Do you think the author had someone like you in mind as the audience, or someone with different knowledge, values, and experiences than yours?
What is your interpretation of this work?
How was this work like or unlike other things you have read? What will you remember most from this work?
What particular parts of the work do you think are most important for understanding it? What do you think is the significance of this work?
How will my actions affect others now, later, and in the future?
Teachers are encouraged to consider using extension activities, such as an open-minded portrait, which serves as an emotion book that focusses on the main character of the story (Harper & Trostle-Brand, 2010). In this strategy, the character is hand-drawn or illustrated by the gifted student in the front page of their emotion book, with the following pages used to demonstrate the character’s feelings and thoughts at certain junctures in the narrative. This type of strategy has been found to be especially useful for children who are already highly proficient in reading and writing as it allows children to do perspective-taking, identify with characters and analyse other people’s perspectives (Harper & Trostle-Brand, 2010).
Fears-Floyd and Hébert (2010) mentioned that it is important for teachers to consider activities that incorporate art. An example provided is that teachers can select illustrations from the PBB and ask students to examine the art, describe what they see and analyse the visual narrative in the story (in terms of colours, lines, textures, artistic style, medium used, typography, overall layout and design of the narrative). Moreover, students may be asked to interview each other and share stories about their lives, while the teacher supports students as they write the biographies of their selected partners and create the art to illustrate their PBB. The final biographies can be put on display in the classroom or the school library to be enjoyed by others.
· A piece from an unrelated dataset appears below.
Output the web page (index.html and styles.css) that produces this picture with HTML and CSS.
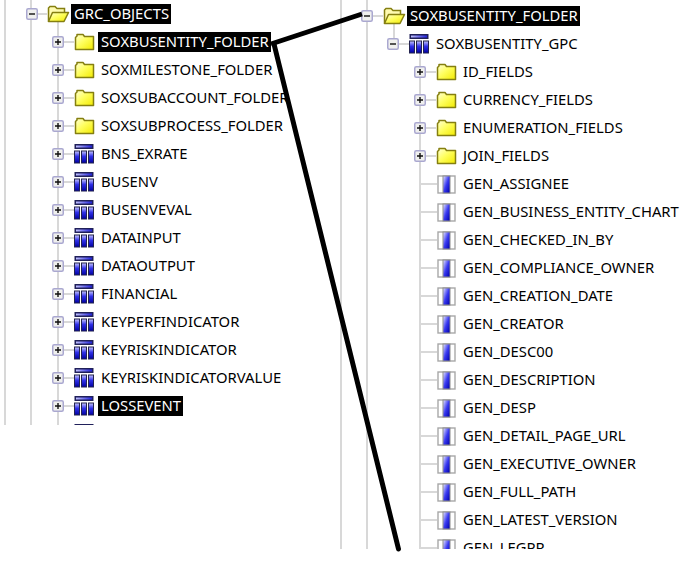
FILE: index.html
```html
<!DOCTYPE html>
<html lang="en">
<head>
<meta charset="utf-8">
<title>Object tree</title>
<link rel="stylesheet" href="styles.css">
</head>
<body>
<svg class="defs" width="0" height="0" aria-hidden="true">
  <defs>
    <linearGradient id="fy" x1="0" y1="0" x2="1" y2="1"><stop offset="0" stop-color="#ffffd8"/><stop offset="0.45" stop-color="#ffff60"/><stop offset="1" stop-color="#f2ea00"/></linearGradient>
    <linearGradient id="col" x1="0" y1="0" x2="0" y2="1"><stop offset="0" stop-color="#c8c8ff"/><stop offset="0.45" stop-color="#3030e8"/><stop offset="1" stop-color="#0000a0"/></linearGradient>
    <linearGradient id="bar" x1="0" y1="0" x2="1" y2="0"><stop offset="0" stop-color="#c0c0ff"/><stop offset="1" stop-color="#2020e0"/></linearGradient>
    <linearGradient id="fld" x1="0" y1="0" x2="1" y2="1"><stop offset="0" stop-color="#d8d8ff"/><stop offset="0.5" stop-color="#3a3af0"/><stop offset="1" stop-color="#0000b0"/></linearGradient>
    <symbol id="closed" viewBox="0 0 21 18"><path d="M1.500 16.500V4.500L3 3V1.500h6L10.500 3.500H19.500V16.500Z" fill="url(#fy)" stroke="#857f10" stroke-width="1.500" stroke-linejoin="round"/></symbol>
    <symbol id="open" viewBox="0 0 23 18"><path d="M1.500 16.500V3L3 1.500H8L10 3.500H17.500V7" fill="#fffbb0" stroke="#857f10" stroke-width="1.500"/><path d="M1.500 16.500L5.500 7.500H21.500L17 16.500Z" fill="url(#fy)" stroke="#857f10" stroke-width="1.500" stroke-linejoin="round"/></symbol>
    <symbol id="table" viewBox="0 0 20 20"><rect x="0.500" y="0" width="19" height="5" fill="#20205a"/><rect x="2" y="1.500" width="16" height="2" fill="url(#bar)"/><rect x="0.500" y="7" width="5" height="12" fill="url(#col)" stroke="#23234f"/><rect x="7.500" y="7" width="5" height="12" fill="url(#col)" stroke="#23234f"/><rect x="14.500" y="7" width="5" height="12" fill="url(#col)" stroke="#23234f"/></symbol>
    <symbol id="field" viewBox="0 0 19 19"><rect x="1" y="1" width="17" height="17" fill="#fff" stroke="#a8a8a8" stroke-width="1.400"/><rect x="5.500" y="0.500" width="8" height="18" fill="#8c8c8c"/><rect x="6.500" y="1.500" width="6" height="16" fill="url(#fld)"/></symbol>
    <symbol id="plus" viewBox="0 0 12 12"><rect x="0.750" y="0.750" width="10.500" height="10.500" rx="1.500" fill="#f0f0ee" stroke="#aaa8d0" stroke-width="1.500"/><path d="M3 6H9M6 3V9" stroke="#111" stroke-width="1.400"/></symbol>
    <symbol id="minus" viewBox="0 0 12 12"><rect x="0.750" y="0.750" width="10.500" height="10.500" rx="1.500" fill="#f0f0ee" stroke="#aaa8d0" stroke-width="1.500"/><path d="M3 6H9" stroke="#111" stroke-width="1.400"/></symbol>
  </defs>
</svg>

<main class="stage">
  <section class="tree tree-left">
    <div class="row lv-a"><svg class="exp"><use href="#minus"/></svg><i class="wire wire-root"></i><svg class="ico ico-open"><use href="#open"/></svg><span class="label sel">GRC_OBJECTS</span></div>
    <div class="row lv-b"><svg class="exp"><use href="#plus"/></svg><i class="wire"></i><svg class="ico ico-folder"><use href="#closed"/></svg><span class="label sel">SOXBUSENTITY_FOLDER</span></div>
    <div class="row lv-b"><svg class="exp"><use href="#plus"/></svg><i class="wire"></i><svg class="ico ico-folder"><use href="#closed"/></svg><span class="label">SOXMILESTONE_FOLDER</span></div>
    <div class="row lv-b"><svg class="exp"><use href="#plus"/></svg><i class="wire"></i><svg class="ico ico-folder"><use href="#closed"/></svg><span class="label">SOXSUBACCOUNT_FOLDER</span></div>
    <div class="row lv-b"><svg class="exp"><use href="#plus"/></svg><i class="wire"></i><svg class="ico ico-folder"><use href="#closed"/></svg><span class="label">SOXSUBPROCESS_FOLDER</span></div>
    <div class="row lv-b"><svg class="exp"><use href="#plus"/></svg><i class="wire"></i><svg class="ico ico-table"><use href="#table"/></svg><span class="label">BNS_EXRATE</span></div>
    <div class="row lv-b"><svg class="exp"><use href="#plus"/></svg><i class="wire"></i><svg class="ico ico-table"><use href="#table"/></svg><span class="label">BUSENV</span></div>
    <div class="row lv-b"><svg class="exp"><use href="#plus"/></svg><i class="wire"></i><svg class="ico ico-table"><use href="#table"/></svg><span class="label">BUSENVEVAL</span></div>
    <div class="row lv-b"><svg class="exp"><use href="#plus"/></svg><i class="wire"></i><svg class="ico ico-table"><use href="#table"/></svg><span class="label">DATAINPUT</span></div>
    <div class="row lv-b"><svg class="exp"><use href="#plus"/></svg><i class="wire"></i><svg class="ico ico-table"><use href="#table"/></svg><span class="label">DATAOUTPUT</span></div>
    <div class="row lv-b"><svg class="exp"><use href="#plus"/></svg><i class="wire"></i><svg class="ico ico-table"><use href="#table"/></svg><span class="label">FINANCIAL</span></div>
    <div class="row lv-b"><svg class="exp"><use href="#plus"/></svg><i class="wire"></i><svg class="ico ico-table"><use href="#table"/></svg><span class="label">KEYPERFINDICATOR</span></div>
    <div class="row lv-b"><svg class="exp"><use href="#plus"/></svg><i class="wire"></i><svg class="ico ico-table"><use href="#table"/></svg><span class="label">KEYRISKINDICATOR</span></div>
    <div class="row lv-b"><svg class="exp"><use href="#plus"/></svg><i class="wire"></i><svg class="ico ico-table"><use href="#table"/></svg><span class="label">KEYRISKINDICATORVALUE</span></div>
    <div class="row lv-b"><svg class="exp"><use href="#plus"/></svg><i class="wire"></i><svg class="ico ico-table"><use href="#table"/></svg><span class="label sel">LOSSEVENT</span></div>
    <div class="row lv-b"><span class="exp"></span><i class="wire wire-none"></i><svg class="ico ico-table"><use href="#table"/></svg></div>
  </section>

  <section class="tree tree-right">
    <div class="row rv-a"><svg class="exp"><use href="#minus"/></svg><i class="wire"></i><svg class="ico ico-open"><use href="#open"/></svg><span class="label sel">SOXBUSENTITY_FOLDER</span></div>
    <div class="row rv-b"><svg class="exp"><use href="#minus"/></svg><i class="wire"></i><svg class="ico ico-table"><use href="#table"/></svg><span class="label">SOXBUSENTITY_GPC</span></div>
    <div class="row rv-c"><svg class="exp"><use href="#plus"/></svg><i class="wire"></i><svg class="ico ico-folder"><use href="#closed"/></svg><span class="label">ID_FIELDS</span></div>
    <div class="row rv-c"><svg class="exp"><use href="#plus"/></svg><i class="wire"></i><svg class="ico ico-folder"><use href="#closed"/></svg><span class="label">CURRENCY_FIELDS</span></div>
    <div class="row rv-c"><svg class="exp"><use href="#plus"/></svg><i class="wire"></i><svg class="ico ico-folder"><use href="#closed"/></svg><span class="label">ENUMERATION_FIELDS</span></div>
    <div class="row rv-c"><svg class="exp"><use href="#plus"/></svg><i class="wire"></i><svg class="ico ico-folder"><use href="#closed"/></svg><span class="label">JOIN_FIELDS</span></div>
    <div class="row rv-d"><i class="wire wire-leaf"></i><svg class="ico ico-field"><use href="#field"/></svg><span class="label">GEN_ASSIGNEE</span></div>
    <div class="row rv-d"><i class="wire wire-leaf"></i><svg class="ico ico-field"><use href="#field"/></svg><span class="label">GEN_BUSINESS_ENTITY_CHART</span></div>
    <div class="row rv-d"><i class="wire wire-leaf"></i><svg class="ico ico-field"><use href="#field"/></svg><span class="label">GEN_CHECKED_IN_BY</span></div>
    <div class="row rv-d"><i class="wire wire-leaf"></i><svg class="ico ico-field"><use href="#field"/></svg><span class="label">GEN_COMPLIANCE_OWNER</span></div>
    <div class="row rv-d"><i class="wire wire-leaf"></i><svg class="ico ico-field"><use href="#field"/></svg><span class="label">GEN_CREATION_DATE</span></div>
    <div class="row rv-d"><i class="wire wire-leaf"></i><svg class="ico ico-field"><use href="#field"/></svg><span class="label">GEN_CREATOR</span></div>
    <div class="row rv-d"><i class="wire wire-leaf"></i><svg class="ico ico-field"><use href="#field"/></svg><span class="label">GEN_DESC00</span></div>
    <div class="row rv-d"><i class="wire wire-leaf"></i><svg class="ico ico-field"><use href="#field"/></svg><span class="label">GEN_DESCRIPTION</span></div>
    <div class="row rv-d"><i class="wire wire-leaf"></i><svg class="ico ico-field"><use href="#field"/></svg><span class="label">GEN_DESP</span></div>
    <div class="row rv-d"><i class="wire wire-leaf"></i><svg class="ico ico-field"><use href="#field"/></svg><span class="label">GEN_DETAIL_PAGE_URL</span></div>
    <div class="row rv-d"><i class="wire wire-leaf"></i><svg class="ico ico-field"><use href="#field"/></svg><span class="label">GEN_EXECUTIVE_OWNER</span></div>
    <div class="row rv-d"><i class="wire wire-leaf"></i><svg class="ico ico-field"><use href="#field"/></svg><span class="label">GEN_FULL_PATH</span></div>
    <div class="row rv-d"><i class="wire wire-leaf"></i><svg class="ico ico-field"><use href="#field"/></svg><span class="label">GEN_LATEST_VERSION</span></div>
    <div class="row rv-d"><i class="wire wire-leaf"></i><svg class="ico ico-field"><use href="#field"/></svg><span class="label">GEN_LEGPR</span></div>
  </section>

  <svg class="callout" width="683" height="563" viewBox="0 0 683 563" aria-hidden="true">
    <path d="M271 44L362 14" stroke="#000" stroke-width="5" fill="none"/>
    <path d="M274 44L398.500 549" stroke="#000" stroke-width="5" stroke-linecap="round" fill="none"/>
  </svg>
</main>
</body>
</html>
```

FILE: styles.css
```css
* { box-sizing: border-box; }

html, body {
  margin: 0;
  padding: 0;
  background: #fff;
}

body {
  width: 683px;
  height: 563px;
  overflow: hidden;
  font-family: "Noto Sans", "Open Sans", sans-serif;
  font-size: 14.8px;
  color: #000;
}

.defs { display: block; height: 0; }

.stage {
  position: relative;
  display: flex;
  align-items: flex-start;
  width: 683px;
  height: 563px;
}

.tree {
  flex: none;
  overflow: hidden;
  background-repeat: no-repeat;
}

.tree-left {
  width: 340px;
  height: 425px;
  background-image:
    linear-gradient(#d8d8d8, #d8d8d8),
    linear-gradient(#d8d8d8, #d8d8d8),
    linear-gradient(#d8d8d8, #d8d8d8);
  background-size: 2px 100%;
  background-position: 4px 0, 30px 0, 57px 14px;
}

.tree-right {
  width: 343px;
  height: 549px;
  padding-top: 2px;
  background-image:
    linear-gradient(#d8d8d8, #d8d8d8),
    linear-gradient(#d8d8d8, #d8d8d8),
    linear-gradient(#d8d8d8, #d8d8d8),
    linear-gradient(#d8d8d8, #d8d8d8);
  background-size: 2px 100%, 2px 100%, 2px 30px, 2px 100%;
  background-position: 0 0, 26px 0, 53px 16px, 79px 44px;
}

.row {
  display: flex;
  align-items: center;
  height: 28px;
  white-space: nowrap;
}

.lv-a { padding-left: 26px; }
.lv-b { padding-left: 52px; }
.rv-a { padding-left: 21px; }
.rv-b { padding-left: 47px; }
.rv-c { padding-left: 74px; }
.rv-d { padding-left: 80px; }

.exp {
  flex: none;
  display: block;
  width: 12px;
  height: 12px;
}

.wire {
  flex: none;
  display: block;
  width: 10px;
  height: 2px;
  background: #d8d8d8;
}

.wire-root { width: 9px; }
.wire-none { background: transparent; }
.wire-leaf { width: 17px; }

.ico {
  flex: none;
  display: block;
}

.ico-open   { width: 23px; height: 18px; }
.ico-folder { width: 21px; height: 18px; }
.ico-table  { width: 20px; height: 20px; }
.ico-field  { width: 19px; height: 19px; }

.label {
  display: block;
  margin-left: 4px;
  padding: 0 2px 0 3px;
  height: 20px;
  line-height: 18px;
}

.ico-folder + .label { margin-left: 3px; }
.ico-open + .label { margin-left: 1px; }

.sel {
  background: #000;
  color: #fff;
}

.callout {
  position: absolute;
  left: 0;
  top: 0;
  pointer-events: none;
}
```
Virtual field trips are likewise recommended if PBBs about eminent visual artists, musicians and other high creatives are shared or paired film viewing for PBBs of scientists and mathematicians, athletes, peacemakers, social activists and environmentalists (Polette, 2009; Fears-Floyd & Hebert, 2010).
Smith (2017) has also cited the importance of using creative forms of self-expression, such as dance or drama performance, or coming up with other artistic productions to explore the gifted students’ emotions and other people’s emotions. In Furner’s (2017) research on using bibliotherapy in a math classroom to address the anxieties experienced by highly able learners, he clarified that simply reading good books is not enough. There has to be opportunities for discussions, role-playing, creative problem-solving, relaxation with music and even journal writing, a strategy supported by other researchers (Cross, 2005). Smith (2017) stated that the discussions engendered by bibliotherapy have to be facilitated with the use of strategies, such as Socratic dialogue, to probe deeper into an analysis of key social and emotional issues and values. Furner (2017) also recommended for teachers to consider working with the school counsellor once a month providing more avenues for students to articulate their issues and anxieties more openly in a non-threatening environment.
Recommended Multicultural PBB Text-Sets for the Gifted and Talented
The recommended text-set is part of a much larger research project that examined the reading lives of teachers, educators and students who were attending courses at a teacher-training institute in Singapore and the creation of a multicultural picture book database (with over 900 titles) that maps out themes across the five SEL domains. The research team has sought out recommendations from the National Library Board of Singapore and visited the Woodlands Regional Library, which houses the Asian Children’s Literature Collection of over 15,000 titles. International school librarians in Singapore were likewise consulted, and visits to international school libraries in Singapore (Tanglin Trust School, Canadian International School, Singapore American School, United World College Southeast Asia) have been conducted. The researcher also served as an International Research Fellow for 2 months in 2016 and 6 weeks in 2017 at the International Youth Library in Munich, which is reputed to have the largest international children’s collection in the world. The researcher, however, has limited this chapter to a listing of only 30 multicultural PBBs across a variety of disciplines, with the predominant themes mapped across the five SEL competencies, as well as highlighting the cognitive and social-emotional traits and concerns of the gifted and highly creative children.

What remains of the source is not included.